Although we’d watched it a few times before, Hakuhodo’s transformation of a traditional Japanese hotel using Nissan’s “ProPilot” technology still made us chuckle. It’s a good lesson in how to express a technological advantage in an entertaining way. Nissan may be going through some turmoil at the moment, but at least it has a sense of humor, which is always an attractive trait in a brand.

Let’s stay with Hakuhodo for a moment. Or rather, for 720 hours. That was the length of its 24/7 online teen drama for Y!Mobile, which had young viewers all over Japan riveted to their screens. It won a Gold in “Best use of digital & social.” Big, brave and totally 21st century, it also had a neat “live” twist at the end, proving that kids still dig analogue too.

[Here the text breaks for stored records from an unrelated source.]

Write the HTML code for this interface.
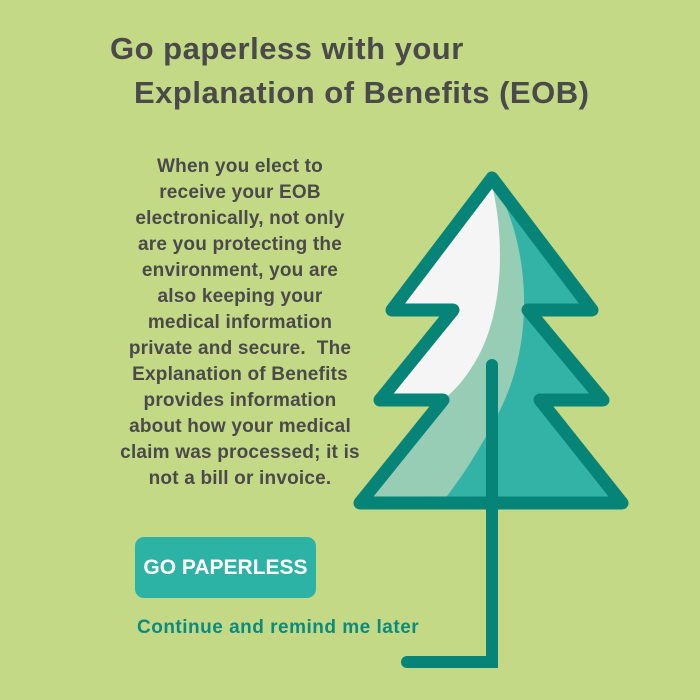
<!DOCTYPE html>
<html><head><style>
html,body{margin:0;padding:0}
body{width:700px;height:700px;background:#c4d985;position:relative;overflow:hidden;font-family:"Liberation Sans",sans-serif;color:#4a4a4a}
.t{position:absolute;font-weight:bold;font-size:31px;letter-spacing:0.5px;white-space:nowrap}
.body{position:absolute;left:80px;top:154px;width:320px;text-align:center;font-weight:bold;font-size:19px;line-height:26px;letter-spacing:0.2px;white-space:nowrap}
.btn{position:absolute;left:135px;top:537px;width:181px;height:61px;background:#2db3a6;border-radius:9px;color:#fff;font-weight:bold;font-size:21px;line-height:61px;text-align:center}
.lk{position:absolute;left:137px;top:617px;font-size:19px;letter-spacing:0.5px;color:#0d8a7e;font-weight:bold;white-space:nowrap}
svg{position:absolute;left:0;top:0}
</style></head><body>
<div class="t" style="left:110px;top:31px">Go paperless with your</div>
<div class="t" style="left:134px;top:75px">Explanation of Benefits (EOB)</div>
<div class="body">When you elect to<br>receive your EOB<br>electronically, not only<br>are you protecting the<br>environment, you are<br>also keeping your<br>medical information<br>private and secure.&nbsp; The<br>Explanation of Benefits<br>provides information<br>about how your medical<br>claim was processed; it is<br>not a bill or invoice.</div>
<div class="btn">GO PAPERLESS</div>
<div class="lk">Continue and remind me later</div>
<svg width="700" height="700">
<defs><clipPath id="c"><path d="M492,178 L592,310 L528,310 L603,400 L540,400 L622,503 L360,503 L443,400 L380,400 L453,310 L392,310 Z"/></clipPath></defs>
<g clip-path="url(#c)">
<rect x="350" y="170" width="290" height="340" fill="#33b3a6"/>
<path d="M492,180 C525,230 540,330 500,410 C480,450 460,480 440,505 L350,505 L350,170 Z" fill="#98cdb5"/>
<path d="M492,185 C505,240 505,320 470,370 C460,385 450,395 440,402 L350,402 L350,170 Z" fill="#f5f5f5"/>
</g>
<path d="M492,178 L592,310 L528,310 L603,400 L540,400 L622,503 L360,503 L443,400 L380,400 L453,310 L392,310 Z" fill="none" stroke="#078478" stroke-width="13" stroke-linejoin="round"/>
<path d="M492,365 L492,662 L407,662" fill="none" stroke="#078478" stroke-width="12" stroke-linecap="round"/>
</svg>
</body></html>
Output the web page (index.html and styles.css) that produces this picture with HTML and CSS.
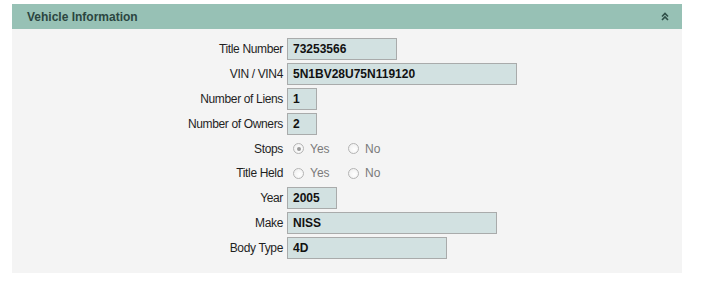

Moving on, here’s the “Super Air Down Drone Attack” from Innored, Seoul, for The North Face. It won a Silver in the guerrilla marketing category. While not exactly digital, it’s certainly technological. Come on! It’s drones delivering anoraks! Are you not entertained?

Finally, one winner that had us nodding our head in appreciation was the Design Lotus, perhaps because the case study references Magritte. Inspired by climate change and born from the creative talent of TBWA/Santiago Mangada Puno in the Philippines, this is a can of paint that’s also (sort of) a tree.